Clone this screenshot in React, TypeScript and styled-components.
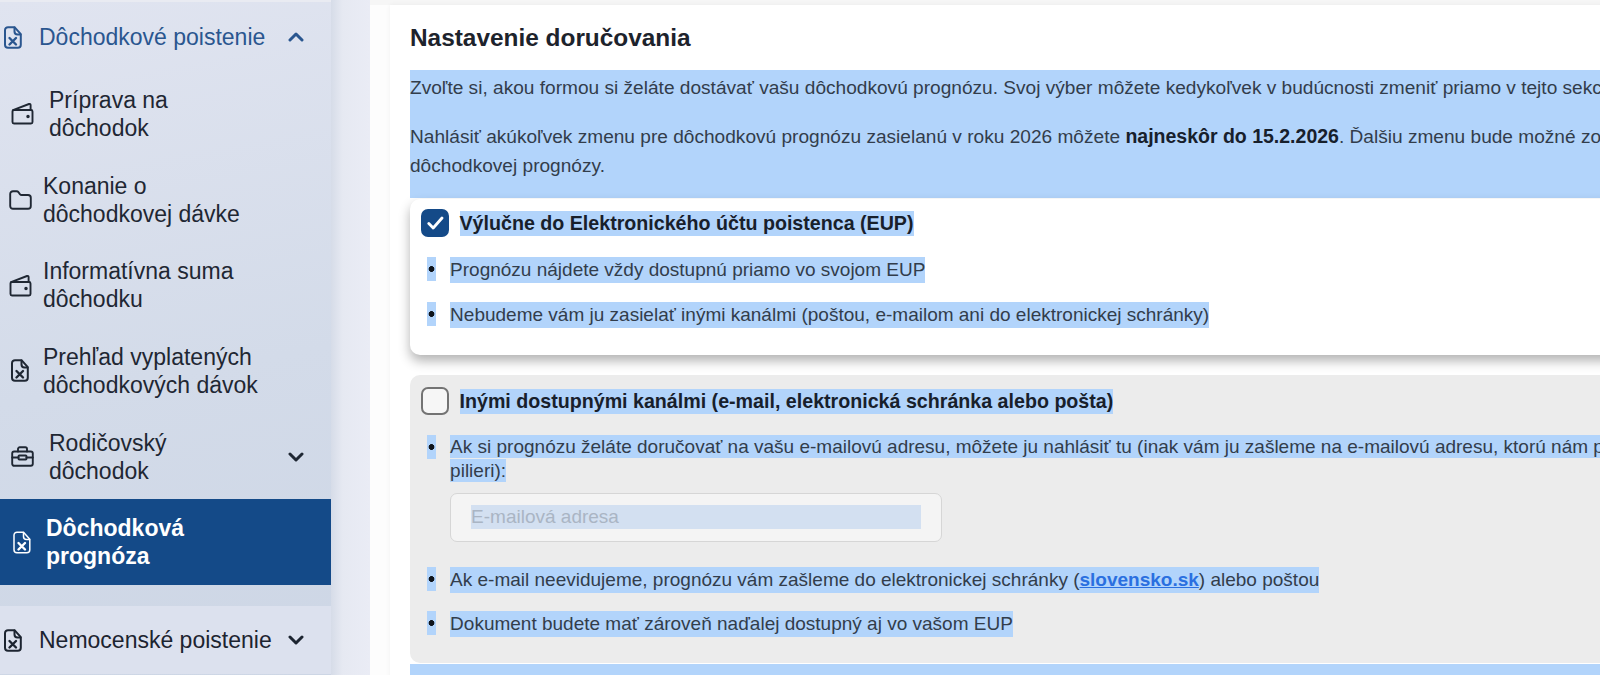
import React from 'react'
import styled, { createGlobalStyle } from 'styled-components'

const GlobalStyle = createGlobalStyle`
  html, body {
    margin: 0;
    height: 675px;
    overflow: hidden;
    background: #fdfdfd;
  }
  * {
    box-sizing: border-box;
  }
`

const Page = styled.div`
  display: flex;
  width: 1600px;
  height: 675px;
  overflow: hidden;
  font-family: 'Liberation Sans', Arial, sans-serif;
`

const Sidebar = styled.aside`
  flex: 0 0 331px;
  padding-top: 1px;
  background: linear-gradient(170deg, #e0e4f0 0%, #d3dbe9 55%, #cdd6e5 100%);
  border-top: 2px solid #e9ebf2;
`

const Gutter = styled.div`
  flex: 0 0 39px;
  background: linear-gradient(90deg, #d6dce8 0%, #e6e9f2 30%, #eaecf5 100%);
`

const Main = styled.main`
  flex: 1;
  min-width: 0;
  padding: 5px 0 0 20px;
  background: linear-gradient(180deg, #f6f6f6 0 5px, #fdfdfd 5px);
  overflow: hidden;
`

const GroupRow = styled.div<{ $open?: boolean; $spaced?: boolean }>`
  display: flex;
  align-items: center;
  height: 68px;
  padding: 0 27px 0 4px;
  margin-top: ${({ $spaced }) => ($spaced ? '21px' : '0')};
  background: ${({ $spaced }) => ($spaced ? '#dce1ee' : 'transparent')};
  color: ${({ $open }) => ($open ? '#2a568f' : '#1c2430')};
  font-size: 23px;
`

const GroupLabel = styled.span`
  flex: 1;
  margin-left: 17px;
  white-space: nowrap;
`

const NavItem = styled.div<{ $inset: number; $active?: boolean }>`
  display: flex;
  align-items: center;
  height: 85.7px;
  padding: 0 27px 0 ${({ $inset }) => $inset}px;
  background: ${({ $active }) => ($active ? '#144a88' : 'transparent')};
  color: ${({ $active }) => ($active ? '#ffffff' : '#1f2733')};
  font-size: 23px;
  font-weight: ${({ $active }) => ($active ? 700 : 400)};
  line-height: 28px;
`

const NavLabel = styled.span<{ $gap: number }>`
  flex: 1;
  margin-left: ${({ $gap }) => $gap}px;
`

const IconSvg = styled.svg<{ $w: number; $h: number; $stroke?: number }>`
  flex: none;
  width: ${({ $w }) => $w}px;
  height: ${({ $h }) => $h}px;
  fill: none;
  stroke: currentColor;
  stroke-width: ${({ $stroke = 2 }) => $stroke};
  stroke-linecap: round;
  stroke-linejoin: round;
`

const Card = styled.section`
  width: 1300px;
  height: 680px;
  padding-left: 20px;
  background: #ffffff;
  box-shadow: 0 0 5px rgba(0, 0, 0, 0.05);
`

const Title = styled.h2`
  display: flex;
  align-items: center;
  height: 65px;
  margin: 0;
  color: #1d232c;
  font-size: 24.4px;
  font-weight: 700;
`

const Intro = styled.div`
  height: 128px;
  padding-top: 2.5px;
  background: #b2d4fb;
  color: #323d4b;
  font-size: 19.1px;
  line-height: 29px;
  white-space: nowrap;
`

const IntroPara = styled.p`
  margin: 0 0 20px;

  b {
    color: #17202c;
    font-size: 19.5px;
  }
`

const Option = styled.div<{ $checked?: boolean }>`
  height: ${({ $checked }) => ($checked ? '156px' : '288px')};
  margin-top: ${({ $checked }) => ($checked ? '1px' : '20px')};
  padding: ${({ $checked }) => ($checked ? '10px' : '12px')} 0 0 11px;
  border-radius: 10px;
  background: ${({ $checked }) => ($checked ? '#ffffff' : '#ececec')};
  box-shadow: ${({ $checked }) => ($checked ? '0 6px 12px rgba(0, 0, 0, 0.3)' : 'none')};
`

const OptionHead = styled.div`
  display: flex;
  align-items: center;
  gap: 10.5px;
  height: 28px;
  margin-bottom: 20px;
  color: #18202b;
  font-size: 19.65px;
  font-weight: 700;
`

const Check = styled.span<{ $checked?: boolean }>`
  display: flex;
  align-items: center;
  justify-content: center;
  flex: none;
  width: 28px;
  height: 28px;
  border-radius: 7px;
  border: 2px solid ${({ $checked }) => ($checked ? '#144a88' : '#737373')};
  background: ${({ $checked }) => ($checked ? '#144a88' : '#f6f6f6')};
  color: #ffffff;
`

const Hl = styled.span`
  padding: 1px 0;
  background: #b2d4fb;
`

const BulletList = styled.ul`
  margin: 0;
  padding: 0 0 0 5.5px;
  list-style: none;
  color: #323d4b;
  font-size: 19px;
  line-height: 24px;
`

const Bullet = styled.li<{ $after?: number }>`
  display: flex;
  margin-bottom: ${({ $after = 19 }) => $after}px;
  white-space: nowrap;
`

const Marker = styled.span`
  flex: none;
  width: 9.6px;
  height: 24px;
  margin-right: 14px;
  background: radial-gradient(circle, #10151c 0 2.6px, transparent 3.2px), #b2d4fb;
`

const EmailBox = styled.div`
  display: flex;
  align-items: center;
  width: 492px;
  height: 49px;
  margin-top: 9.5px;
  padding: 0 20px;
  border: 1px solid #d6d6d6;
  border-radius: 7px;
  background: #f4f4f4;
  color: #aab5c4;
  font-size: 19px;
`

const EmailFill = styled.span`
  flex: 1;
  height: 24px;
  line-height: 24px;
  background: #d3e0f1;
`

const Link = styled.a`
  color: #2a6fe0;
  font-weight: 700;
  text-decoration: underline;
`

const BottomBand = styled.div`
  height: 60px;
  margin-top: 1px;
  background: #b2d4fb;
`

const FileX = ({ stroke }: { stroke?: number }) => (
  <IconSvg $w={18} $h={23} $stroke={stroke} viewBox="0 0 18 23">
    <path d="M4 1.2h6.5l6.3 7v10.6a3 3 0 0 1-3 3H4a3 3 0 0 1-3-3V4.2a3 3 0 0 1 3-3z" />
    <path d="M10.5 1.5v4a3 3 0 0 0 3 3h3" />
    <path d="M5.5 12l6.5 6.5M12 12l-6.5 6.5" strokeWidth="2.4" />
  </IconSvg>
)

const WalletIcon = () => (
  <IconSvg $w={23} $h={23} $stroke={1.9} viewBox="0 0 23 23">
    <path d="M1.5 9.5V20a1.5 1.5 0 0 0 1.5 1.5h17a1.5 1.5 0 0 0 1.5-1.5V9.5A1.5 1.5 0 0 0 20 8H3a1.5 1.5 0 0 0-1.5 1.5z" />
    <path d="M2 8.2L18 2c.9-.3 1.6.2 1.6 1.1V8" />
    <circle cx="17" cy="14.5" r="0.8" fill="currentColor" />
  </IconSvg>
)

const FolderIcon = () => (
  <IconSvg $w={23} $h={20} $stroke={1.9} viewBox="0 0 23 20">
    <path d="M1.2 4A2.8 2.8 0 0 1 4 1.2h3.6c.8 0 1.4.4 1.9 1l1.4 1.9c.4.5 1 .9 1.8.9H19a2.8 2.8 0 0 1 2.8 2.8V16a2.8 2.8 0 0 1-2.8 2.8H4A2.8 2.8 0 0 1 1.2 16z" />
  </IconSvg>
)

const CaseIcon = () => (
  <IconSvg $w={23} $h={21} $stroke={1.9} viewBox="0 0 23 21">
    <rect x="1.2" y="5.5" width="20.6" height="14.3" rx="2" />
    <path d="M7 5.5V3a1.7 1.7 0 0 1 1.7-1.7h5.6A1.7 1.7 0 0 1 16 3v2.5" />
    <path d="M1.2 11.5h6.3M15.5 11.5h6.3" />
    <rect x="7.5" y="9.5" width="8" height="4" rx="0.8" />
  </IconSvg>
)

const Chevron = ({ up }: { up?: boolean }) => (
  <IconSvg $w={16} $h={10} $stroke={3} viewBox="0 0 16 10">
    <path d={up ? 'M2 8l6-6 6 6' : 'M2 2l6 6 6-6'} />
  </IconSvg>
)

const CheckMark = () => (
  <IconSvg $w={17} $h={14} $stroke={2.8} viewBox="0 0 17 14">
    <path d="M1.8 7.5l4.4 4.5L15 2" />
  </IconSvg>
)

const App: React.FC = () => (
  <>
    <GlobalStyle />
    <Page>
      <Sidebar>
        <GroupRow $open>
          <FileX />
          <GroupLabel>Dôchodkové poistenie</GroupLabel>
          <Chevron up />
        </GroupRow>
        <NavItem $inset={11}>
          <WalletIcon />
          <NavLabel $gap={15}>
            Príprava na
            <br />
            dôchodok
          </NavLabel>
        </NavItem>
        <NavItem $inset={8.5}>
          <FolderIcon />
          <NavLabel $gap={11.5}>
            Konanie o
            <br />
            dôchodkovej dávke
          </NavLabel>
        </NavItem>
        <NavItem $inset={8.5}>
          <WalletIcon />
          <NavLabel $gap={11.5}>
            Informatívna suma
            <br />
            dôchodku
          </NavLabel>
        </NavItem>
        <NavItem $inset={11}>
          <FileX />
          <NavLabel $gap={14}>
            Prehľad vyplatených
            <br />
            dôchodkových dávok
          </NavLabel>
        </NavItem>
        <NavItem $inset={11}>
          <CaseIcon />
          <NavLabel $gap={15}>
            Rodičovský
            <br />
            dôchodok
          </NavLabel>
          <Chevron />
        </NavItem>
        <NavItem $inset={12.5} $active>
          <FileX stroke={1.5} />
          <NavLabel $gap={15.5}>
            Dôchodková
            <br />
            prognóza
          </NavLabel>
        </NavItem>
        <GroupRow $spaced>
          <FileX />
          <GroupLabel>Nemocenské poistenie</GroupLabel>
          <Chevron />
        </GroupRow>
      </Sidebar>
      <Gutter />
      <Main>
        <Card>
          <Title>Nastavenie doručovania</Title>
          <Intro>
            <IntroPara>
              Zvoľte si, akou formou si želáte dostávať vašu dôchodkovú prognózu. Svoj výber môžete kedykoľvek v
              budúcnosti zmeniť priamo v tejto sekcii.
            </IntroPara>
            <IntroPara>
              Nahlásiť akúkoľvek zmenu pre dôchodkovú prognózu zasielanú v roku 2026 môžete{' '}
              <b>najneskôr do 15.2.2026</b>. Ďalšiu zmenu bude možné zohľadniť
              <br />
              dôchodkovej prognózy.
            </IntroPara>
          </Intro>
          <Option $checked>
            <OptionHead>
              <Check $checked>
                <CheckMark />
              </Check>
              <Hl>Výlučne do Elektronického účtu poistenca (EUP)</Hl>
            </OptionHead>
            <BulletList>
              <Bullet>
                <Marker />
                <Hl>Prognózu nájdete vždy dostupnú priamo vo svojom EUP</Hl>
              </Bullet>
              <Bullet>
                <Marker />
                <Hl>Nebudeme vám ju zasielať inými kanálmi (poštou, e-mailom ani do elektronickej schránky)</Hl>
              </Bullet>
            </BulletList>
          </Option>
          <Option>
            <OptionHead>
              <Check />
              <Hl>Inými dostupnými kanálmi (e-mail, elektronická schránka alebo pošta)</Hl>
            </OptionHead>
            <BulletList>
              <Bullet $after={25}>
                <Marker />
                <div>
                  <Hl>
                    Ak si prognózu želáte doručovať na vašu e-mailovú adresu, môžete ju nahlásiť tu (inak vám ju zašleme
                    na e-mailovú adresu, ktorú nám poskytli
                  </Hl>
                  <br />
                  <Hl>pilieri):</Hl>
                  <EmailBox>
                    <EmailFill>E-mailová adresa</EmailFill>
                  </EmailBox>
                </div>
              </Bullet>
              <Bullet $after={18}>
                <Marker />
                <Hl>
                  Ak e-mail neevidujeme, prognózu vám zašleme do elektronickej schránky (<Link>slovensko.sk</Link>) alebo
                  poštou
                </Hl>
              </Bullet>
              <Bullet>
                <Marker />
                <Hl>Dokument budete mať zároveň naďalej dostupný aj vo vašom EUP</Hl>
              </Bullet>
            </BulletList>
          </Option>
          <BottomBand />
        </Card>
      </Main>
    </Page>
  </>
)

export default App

..........

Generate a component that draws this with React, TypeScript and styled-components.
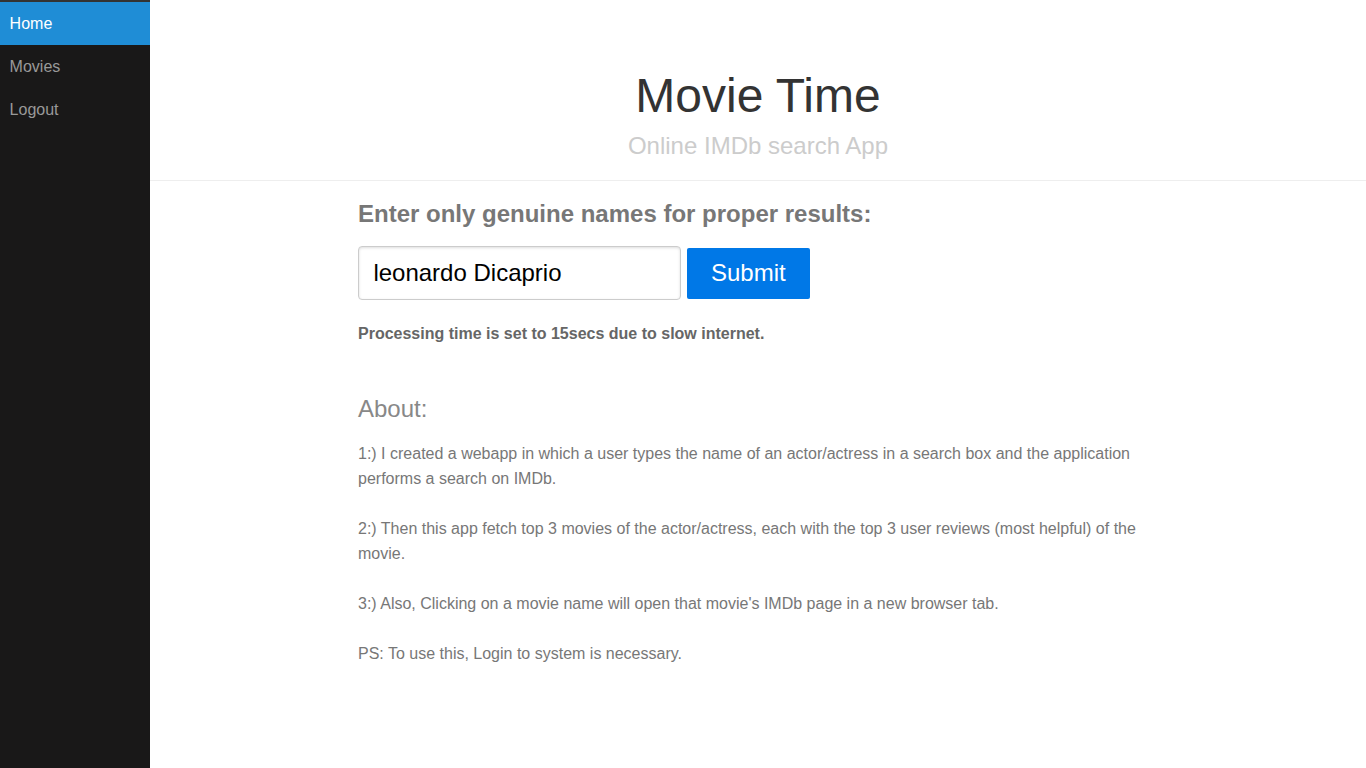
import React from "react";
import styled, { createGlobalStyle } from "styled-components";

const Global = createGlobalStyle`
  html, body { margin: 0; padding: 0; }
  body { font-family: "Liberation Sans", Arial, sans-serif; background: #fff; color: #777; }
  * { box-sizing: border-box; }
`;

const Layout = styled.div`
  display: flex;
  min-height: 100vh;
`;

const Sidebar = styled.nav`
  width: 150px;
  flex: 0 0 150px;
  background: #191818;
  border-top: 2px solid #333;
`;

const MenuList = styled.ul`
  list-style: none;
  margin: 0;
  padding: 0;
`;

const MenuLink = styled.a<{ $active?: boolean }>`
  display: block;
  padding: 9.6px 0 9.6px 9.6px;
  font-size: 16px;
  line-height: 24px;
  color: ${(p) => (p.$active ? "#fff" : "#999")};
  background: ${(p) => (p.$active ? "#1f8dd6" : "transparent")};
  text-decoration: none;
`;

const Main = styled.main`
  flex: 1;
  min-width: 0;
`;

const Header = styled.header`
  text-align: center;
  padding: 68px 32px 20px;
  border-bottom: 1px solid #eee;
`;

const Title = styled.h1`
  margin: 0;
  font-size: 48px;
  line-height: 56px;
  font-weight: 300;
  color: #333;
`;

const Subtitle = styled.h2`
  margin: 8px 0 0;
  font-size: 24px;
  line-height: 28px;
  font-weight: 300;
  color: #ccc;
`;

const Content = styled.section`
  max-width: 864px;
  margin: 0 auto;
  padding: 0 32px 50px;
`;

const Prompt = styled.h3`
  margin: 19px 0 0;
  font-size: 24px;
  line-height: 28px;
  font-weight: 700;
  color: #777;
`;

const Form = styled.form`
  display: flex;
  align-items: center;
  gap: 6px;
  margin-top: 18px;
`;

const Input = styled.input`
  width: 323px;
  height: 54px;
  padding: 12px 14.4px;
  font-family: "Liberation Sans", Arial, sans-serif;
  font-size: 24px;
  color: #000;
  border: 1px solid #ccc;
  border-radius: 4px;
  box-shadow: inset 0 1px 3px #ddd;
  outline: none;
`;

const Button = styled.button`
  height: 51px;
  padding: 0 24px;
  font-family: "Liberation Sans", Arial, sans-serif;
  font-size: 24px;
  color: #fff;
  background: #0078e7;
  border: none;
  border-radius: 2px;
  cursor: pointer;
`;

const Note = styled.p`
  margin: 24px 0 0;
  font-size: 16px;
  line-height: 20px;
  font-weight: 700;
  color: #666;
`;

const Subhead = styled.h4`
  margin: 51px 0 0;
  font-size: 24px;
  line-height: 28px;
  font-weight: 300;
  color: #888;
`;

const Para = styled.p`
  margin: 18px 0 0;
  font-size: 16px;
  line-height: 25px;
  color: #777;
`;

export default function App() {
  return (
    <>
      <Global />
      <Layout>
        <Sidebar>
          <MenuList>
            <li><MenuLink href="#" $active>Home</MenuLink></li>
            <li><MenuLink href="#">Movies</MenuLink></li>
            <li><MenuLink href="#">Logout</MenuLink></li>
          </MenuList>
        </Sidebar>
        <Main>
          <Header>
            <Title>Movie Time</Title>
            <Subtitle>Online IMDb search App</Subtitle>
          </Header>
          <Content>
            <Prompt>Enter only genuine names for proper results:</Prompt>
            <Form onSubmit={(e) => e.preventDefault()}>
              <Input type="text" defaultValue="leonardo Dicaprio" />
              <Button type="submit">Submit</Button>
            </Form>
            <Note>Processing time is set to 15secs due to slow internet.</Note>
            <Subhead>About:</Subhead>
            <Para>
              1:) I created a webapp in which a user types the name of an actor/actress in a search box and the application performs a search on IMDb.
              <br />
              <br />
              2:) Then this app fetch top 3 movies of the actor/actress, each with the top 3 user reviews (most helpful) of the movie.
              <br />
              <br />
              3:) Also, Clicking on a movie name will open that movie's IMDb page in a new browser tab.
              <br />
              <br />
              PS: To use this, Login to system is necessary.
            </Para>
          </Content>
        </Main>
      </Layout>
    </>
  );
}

..........

WRITTEN EXERCISE: Go through the material above and count the lines that contain "React"; answer with the number alone.

EXERCISE OUTPUT: 5